In today’s changing times, it is common for people to use derogatory words and slurs as insults or for comedic effect. However, it does not excuse the fact that they are still using an immensely insensitive phrase. One of these words specifically should not be used in any sense because of the connotations that the word holds and the ignorance toward these connotations.


This word is the slur used against homosexuals or other members of the LGBTQ+ community. It begins with the letter ‘F’ and rhymes with maggot.


For those who don’t know, this word originated as early as the mid-sixteenth century where, according to the Oxford English Dictionary, it was associated with “the burning alive of heretics.” It is not difficult to imagine why this word soon became associated with gay men and later the LGBTQ+ community as a whole.


This horribly disturbing context is often unknown to those who support the use of the word. There have been many instances where people, after being told what the connotation of the word is, choose to stop saying the word that very moment. It is an outrage that more people are not aware of the history of the word, mainly because this knowledge would serve to diminish how often it is used.

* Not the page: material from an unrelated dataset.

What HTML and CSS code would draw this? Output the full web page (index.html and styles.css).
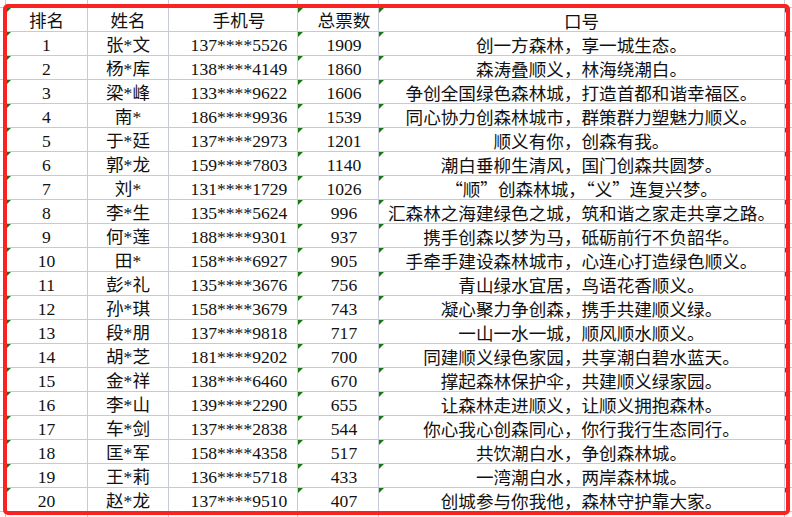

The ignorance doesn’t just stop at the definition of the word, however. People who use the words for comedic effect or claim that it is acceptable if they ‘have a gay best friend’ are still ignoring the fact that the discrimination isn’t completely gone. It is often forgotten that same-sex marriage was only legalized in America four years ago, on June 26, 2015; while the first state to legalize same-sex marriage was Vermont in 1975 (Georgetown Law Library). Being aware of this knowledge is beneficial in preventing people from using the word because it reminds them of the very recent and still current discrimination that the LGBTQ+ community had to endure.


Finally, for those who aren’t convinced yet, it is wrong to say the slur because it makes less open-minded people believe it is acceptable for them as well. This is evident in a survey carried out by GLAAD in 2017 in which 31% of Americans said they would be uncomfortable seeing a same-sex couple holding hands. Even worse, the percentage of LGBTQ+ members that claim to have faced discrimination during another survey by GLAAD rose 11% in 2018.


It is obvious that the pejoritve slur should not be used because of its widely unknown connotations and the fact that the fight for equality is still persisting.